Parker gave a placating smirk. “I don’t know what you know about Cassidy Noble, and what you think about the Night of Fire, but you’re going to learn what’s real and what’s fake.”
His stomach bottomed out. “Excuse me?”
“You’re going to deal with it and function as a healthy extension of this team.”
Locke’s mouth parted, but nothing came out. “Why?”
Parker shrugged. “This is Titan’s version of therapy. We deal in intel.”
Well, no shit. But he didn’t need more intel than what he’d lived through.
“You think you know. I get it, man. I do.” Parker crossed his arms. “But maybe you’re just too damn close. Listen. Watch. Process, and move the hell on. Do you understand me?”
The words were like a sucker punch, and the intent was downright evil. “I’m not moving on from that night.”
Near pity surfaced on Parker’s face. “Then you’ll never cut it here.”
Locke gnashed his molars. If he lost his job at Titan over Cassidy Noble, he would never forgive her destructive abilities.
Parked nudged a chair to him. “Sit your ass down and watch tapes I pulled together. Get your intel-therapy done and processed before Jared decides your weak link isn’t worth rehabbing.”
Locke gave a flat smile. Not a lot of a choice, was there? “Right. I’m here, ready to listen and watch.” He’d watch whatever and then never bring up Sadr City, the Night of Fire, or Cassidy Noble again. Easy.
“Good. If you didn’t do this today, Rocco probably would’ve benched you. And if you’re benched and still can’t get it together? Then you’re out of a job. Who the fuck wants to get fired from Titan? Nobody.”
Fucking hell. “No one understands—”
“Everyone understands. We’ve lost people in combat. At home. People we’ve been married to, related to, and loved. You’re not the only one.”
Locke scowled. “Right…”
“Dude, you are too levelheaded, too good, and too right for Titan to mess this up. Grab some water. Some beef jerky. Some coffee. Settle in, and get some perspective.”
***
Three hours later, Loc
ke had finished watching every C-Span-recorded congressional hearing, each subcommittee discussion that never made its way onto the twenty-four-hour news-cycle highlights that were boiled down even further by the time they’d reached him in Iraq.
Locke had reviewed—skimmed, to be honest—every article, report, and questionably classified document that Parker had forced down his throat. The stack of papers had been thick but intense.
Nothing on his opinion of Cassidy Noble had changed. She still shouldn’t have been an embedded reporter. She shouldn’t have been assigned to interview his commanding officer, Michael Draven, as if their elite Special Forces unit were some spectacle for the viewing public at home. Locke distrusted her from the get-go, and Cassidy still had reported on things that should never have been reported in public.

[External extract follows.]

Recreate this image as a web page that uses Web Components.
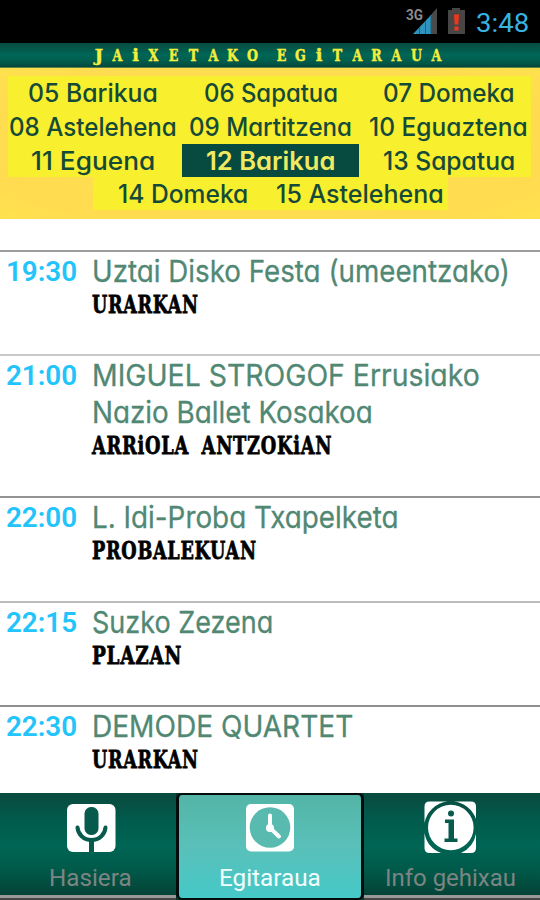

But… that crazy redhead was feisty as all hell. He’d forgotten about that. There were downtimes on base when they had nothing to do and she dicked around with them. The first couple of weeks she was there, he saw her walking around with a red spray paint can. He never asked her why. The place sucked, and maybe she was getting high off the fumes. He didn’t know, didn’t care. But he started to notice the occasional red paint marks in the shitters. The bright-red marks stood out against the wood walls of the permanent dividers and in the green ones of the port-o-potties.
He wasn’t the only one who had noticed the attractive redhead show up—but some decided to broadcast their thoughts in vulgarities on the bathroom wall. She calmly covered them up in true Cassidy fashion, in bright-red spray paint, in a style that said, Fuck you; I see you, but I am taking you down. She made her point without saying a word.

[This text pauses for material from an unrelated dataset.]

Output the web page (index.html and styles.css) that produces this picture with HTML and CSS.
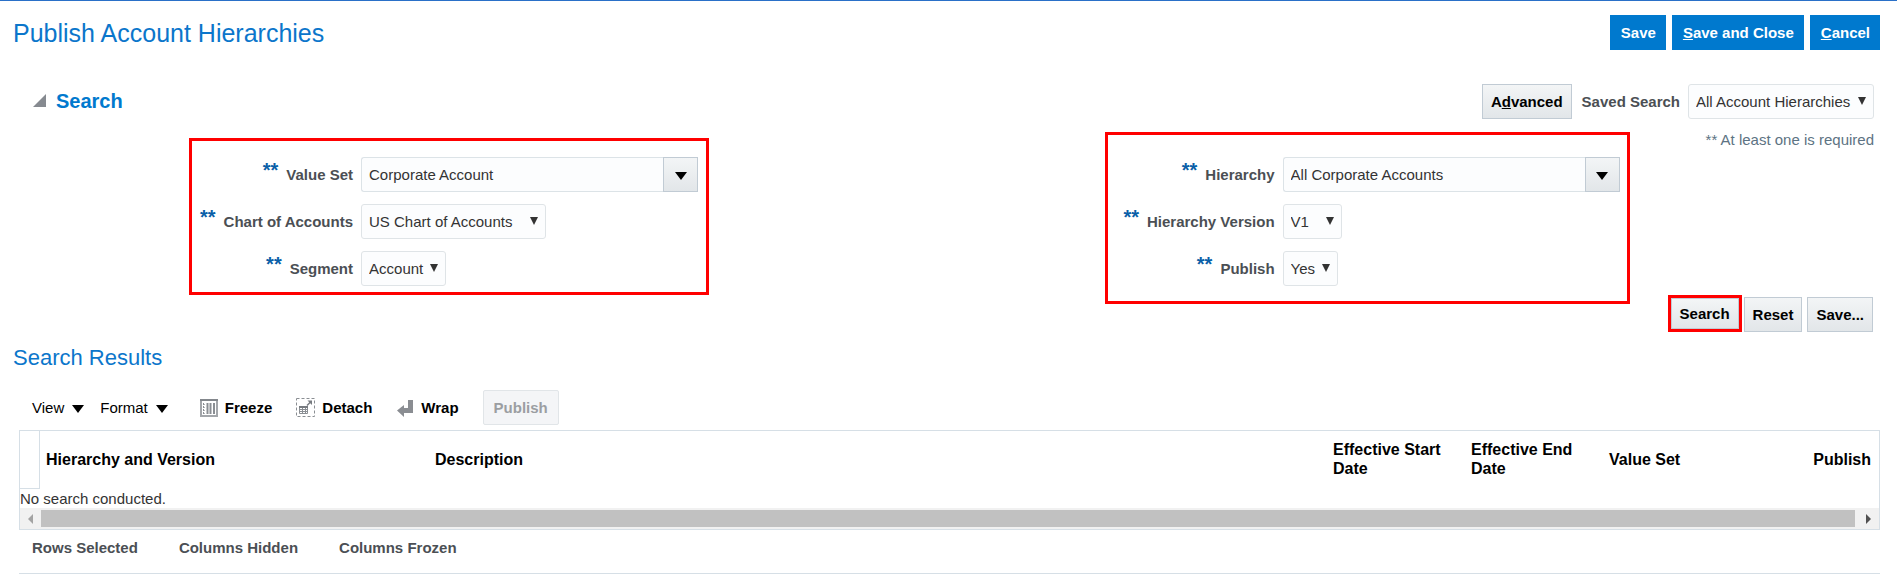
FILE: index.html
```
<!DOCTYPE html>
<html lang="en">

<head>
  <meta charset="UTF-8" />
  <meta name="viewport" content="width=device-width, initial-scale=1.0" />
  <title>Publish Account Hierarchies</title>
  <link rel="stylesheet" href="styles.css">
</head>

<body>
  <!-- page title and main actions -->
  <header class="page-header">
    <h1>Publish Account Hierarchies</h1>
    <div class="actions">
      <button class="btn-primary">Save</button>
      <button class="btn-primary"><u>S</u>ave and Close</button>
      <button class="btn-primary"><u>C</u>ancel</button>
    </div>
  </header>

  <!-- search panel -->
  <section class="search">
    <div class="search-head">
      <svg class="disclose" width="15" height="14" viewBox="0 0 15 14"><path d="M14 0v13H1z" fill="#868a90" /></svg>
      <h2>Search</h2>
      <button class="btn">A<u>d</u>vanced</button>
      <label class="saved-label" for="saved">Saved Search</label>
      <span class="select">
        <select id="saved"><option>All Account Hierarchies</option></select>
      </span>
    </div>

    <div class="criteria">
      <div class="fields fields-left">
        <label for="valueSet"><span class="stars">**</span>Value Set</label>
        <div class="combo">
          <input type="text" id="valueSet" value="Corporate Account">
          <button aria-label="Search: Value Set"><i class="caret"></i></button>
        </div>
        <label for="chart"><span class="stars">**</span>Chart of Accounts</label>
        <span class="select wide">
          <select id="chart"><option>US Chart of Accounts</option></select>
        </span>
        <label for="segment"><span class="stars">**</span>Segment</label>
        <span class="select">
          <select id="segment"><option>Account</option></select>
        </span>
      </div>

      <div class="fields fields-right">
        <label for="hierarchy"><span class="stars">**</span>Hierarchy</label>
        <div class="combo">
          <input type="text" id="hierarchy" value="All Corporate Accounts">
          <button aria-label="Search: Hierarchy"><i class="caret"></i></button>
        </div>
        <label for="version"><span class="stars">**</span>Hierarchy Version</label>
        <span class="select wide">
          <select id="version"><option>V1</option></select>
        </span>
        <label for="publish"><span class="stars">**</span>Publish</label>
        <span class="select">
          <select id="publish"><option>Yes</option></select>
        </span>
      </div>

      <p class="hint">** At least one is required</p>
    </div>

    <div class="search-buttons">
      <span class="marked"><button class="btn">Search</button></span>
      <button class="btn">Reset</button>
      <button class="btn">Save...</button>
    </div>
  </section>

  <!-- results -->
  <section class="results">
    <h2>Search Results</h2>
    <div class="toolbar">
      <button class="menu">View<i class="caret"></i></button>
      <button class="menu">Format<i class="caret"></i></button>
      <button class="tool tool-first">
        <svg width="18" height="18" viewBox="0 0 18 18">
          <rect x="1" y="1" width="16" height="16" fill="#fff" stroke="#a3a6aa" stroke-width="2" />
          <path d="M0 1h18" stroke="#83878c" stroke-width="2" />
          <path d="M3.500 4v11" stroke="#8a8e93" stroke-dasharray="2 1" />
          <path d="M4.500 5v10" stroke="#b5b8bb" stroke-dasharray="1 2" />
          <path d="M7.500 4v11M10.500 4v11M14 4v11" stroke="#8a8e93" stroke-width="2" />
        </svg>
        Freeze
      </button>
      <button class="tool">
        <svg width="19" height="19" viewBox="0 0 19 19" fill="none">
          <rect x="0.500" y="0.500" width="18" height="18" stroke="#8a8e93" stroke-dasharray="3 2" />
          <path d="M3.500 8.500h8v7h-8zM3.500 11.500h8M3.500 13.500h8M6.500 9v6M9.500 9v6" stroke="#8a8e93" />
          <path d="M3 9h9" stroke="#777b80" stroke-width="2" />
          <path d="M11 7.500l4-4" stroke="#777b80" stroke-width="1.500" />
          <path d="M11.500 2.500H16V7z" fill="#777b80" />
        </svg>
        Detach
      </button>
      <button class="tool">
        <svg width="18" height="18" viewBox="0 0 18 18"><path d="M12 1h5v13H8v4L1 11.500 8 6v3h4z" fill="#8a8d92" /></svg>
        Wrap
      </button>
      <button class="btn-disabled" disabled>Publish</button>
    </div>

    <div class="grid">
      <table>
        <thead>
          <tr>
            <th class="col-pick"></th>
            <th class="col-name">Hierarchy and Version</th>
            <th>Description</th>
            <th class="col-small">Effective Start Date</th>
            <th class="col-small">Effective End Date</th>
            <th class="col-small">Value Set</th>
            <th class="col-small col-end">Publish</th>
          </tr>
        </thead>
        <tbody>
          <tr>
            <td colspan="7">No search conducted.</td>
          </tr>
        </tbody>
      </table>
      <div class="scrollbar">
        <span class="arrow arrow-left"></span>
        <span class="thumb"></span>
        <span class="arrow arrow-right"></span>
      </div>
    </div>
    <div class="status">
      <span>Rows Selected</span>
      <span>Columns Hidden</span>
      <span>Columns Frozen</span>
    </div>
  </section>
</body>

</html>
```
FILE: styles.css
```
* {
  margin: 0;
  padding: 0;
  box-sizing: border-box;
}

body {
  border-top: 1px solid #2a70c8;
  background: #fff;
  color: #333;
  font: 15px/18px "Liberation Sans", Arial, sans-serif;
}

button,
input,
select {
  font: inherit;
  color: inherit;
}

h1,
.results h2 {
  color: #0b76cb;
  font-weight: normal;
}

/* header */
.page-header {
  display: flex;
  justify-content: space-between;
  padding: 14px 17px 0 13px;
}

h1 {
  font-size: 25px;
  line-height: 36px;
}

.actions {
  display: flex;
  gap: 6px;
}

.btn-primary {
  height: 35px;
  padding: 0 10px 0 11px;
  border: none;
  background: #0079ce;
  color: #fff;
  font-weight: bold;
}

.btn {
  height: 35px;
  padding: 0 8px;
  border: 1px solid #c1cbd4;
  background: linear-gradient(#f3f5f6, #e2e6e9);
  color: #000;
  font-weight: bold;
}

/* search */
.search-head {
  display: flex;
  align-items: center;
  padding: 33px 23px 0 32px;
}

.search-head h2 {
  margin: 0 auto 0 9px;
  padding-bottom: 2px;
  color: #0079ce;
  font-size: 20px;
}

.disclose {
  margin-bottom: 2px;
}

.saved-label {
  margin: 0 8px 0 10px;
  color: #4b4f54;
  font-weight: bold;
}

.select {
  position: relative;
  justify-self: start;
}

.select select {
  display: block;
  height: 35px;
  padding: 0 21px 0 7px;
  border: 1px solid #dfe4e7;
  border-radius: 3px;
  background: #fcfdfe;
  appearance: none;
}

.wide select {
  padding-right: 31px;
}

.select::after {
  content: '';
  position: absolute;
  top: 13px;
  right: 8px;
  border: 4px solid transparent;
  border-top: 8px solid #333;
  border-bottom: none;
  pointer-events: none;
}

.criteria {
  display: flex;
  align-items: flex-start;
  padding: 13px 23px 0 189px;
}

.fields {
  display: grid;
  grid-template-columns: auto auto;
  gap: 12px 8px;
  align-items: center;
  border: 3px solid #f00;
}

.fields-left {
  margin: 6px auto 0 0;
  padding: 16px 8px 6px;
}

.fields-right {
  margin-right: 76px;
  padding: 22px 7px 15px 15px;
}

.fields label {
  color: #4b4f54;
  font-weight: bold;
  text-align: right;
}

.stars {
  margin-right: 8px;
  color: #0a5fa8;
  font-size: 20px;
  line-height: 0;
  vertical-align: 3px;
}

.combo {
  display: flex;
}

.combo input {
  width: 302px;
  height: 35px;
  padding: 0 7px;
  border: 1px solid #dce3e7;
  border-right: none;
  border-radius: 3px 0 0 3px;
  background: #fcfdfe;
}

.combo button {
  width: 35px;
  border: 1px solid #c1cbd4;
  background: linear-gradient(#f3f5f6, #e2e6e9);
}

.caret {
  display: inline-block;
  border: 6px solid transparent;
  border-top: 8px solid #000;
  border-bottom: none;
}

.hint {
  margin-top: -1px;
  color: #5d7383;
}

.search-buttons {
  display: flex;
  justify-content: flex-end;
  gap: 5px;
  margin-top: -9px;
  padding-right: 24px;
}

.search-buttons .btn {
  margin-top: 2px;
}

.search-buttons .marked {
  margin-right: -3px;
  border: 3px solid #f00;
}

.search-buttons .marked .btn {
  display: block;
  height: 31px;
  margin: 0;
  padding: 0 8px;
}

/* results */
.results {
  padding: 12px 17px 0 19px;
}

.results h2 {
  margin-left: -6px;
  font-size: 22px;
  line-height: 28px;
}

.toolbar {
  display: flex;
  align-items: center;
  padding: 18px 0 5px 13px;
}

.menu,
.tool {
  display: flex;
  align-items: center;
  border: none;
  background: none;
  color: #000;
}

.menu {
  gap: 8px;
  margin-right: 16px;
}

.menu .caret {
  margin-top: 2px;
}

.tool {
  gap: 7px;
  margin-right: 24px;
  font-weight: bold;
}

.tool-first {
  margin-left: 16px;
}

.btn-disabled {
  height: 35px;
  padding: 0 10px;
  border: 1px solid #e1e5e8;
  border-radius: 2px;
  background: #f4f5f7;
  color: #9b9ea2;
  font-weight: bold;
}

.grid {
  border: 1px solid #d6dfe6;
}

.grid table {
  width: 100%;
  border-spacing: 0;
  table-layout: fixed;
}

.grid th {
  height: 58px;
  padding: 0 6px 2px;
  color: #000;
  font-size: 16px;
  line-height: 19px;
  text-align: left;
}

.grid .col-pick {
  width: 20px;
  padding: 0;
  border-right: 1px solid #d6dfe6;
  border-bottom: 1px solid #d6dfe6;
}

.col-name {
  width: 389px;
}

.col-small {
  width: 138px;
}

.grid .col-end {
  padding-right: 8px;
  text-align: right;
}

.grid td {
  height: 19px;
}

.scrollbar {
  display: flex;
  height: 21px;
  padding: 2px 0;
  background: #f1f1f1;
}

.thumb {
  flex: 1;
  background: #c1c1c1;
}

.arrow {
  align-self: center;
  border: 5px solid transparent;
}

.arrow-left {
  margin: 0 8px 0 8px;
  border-right-color: #a3a3a3;
  border-left: none;
}

.arrow-right {
  margin: 0 8px 0 11px;
  border-left-color: #505050;
  border-right: none;
}

.status {
  display: flex;
  gap: 41px;
  padding: 9px 13px 16px;
  border-bottom: 1px solid #d6dfe6;
  color: #4b4f54;
  font-weight: bold;
}
```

Though, damn—she had a way with words, and watching her battle politicians during hearings was fierce, just like the way she took on other reporters when she appeared on news panels. Those times reminded him of when she had gone head-to-head with soldiers. Locke rubbed his face and leaned back in his chair. That was probably why she was sent to Iraq—to bust people’s balls.
His phone buzzed with a text message.
BISHOP: Where you at? Gym, range, or beers later? Your pick.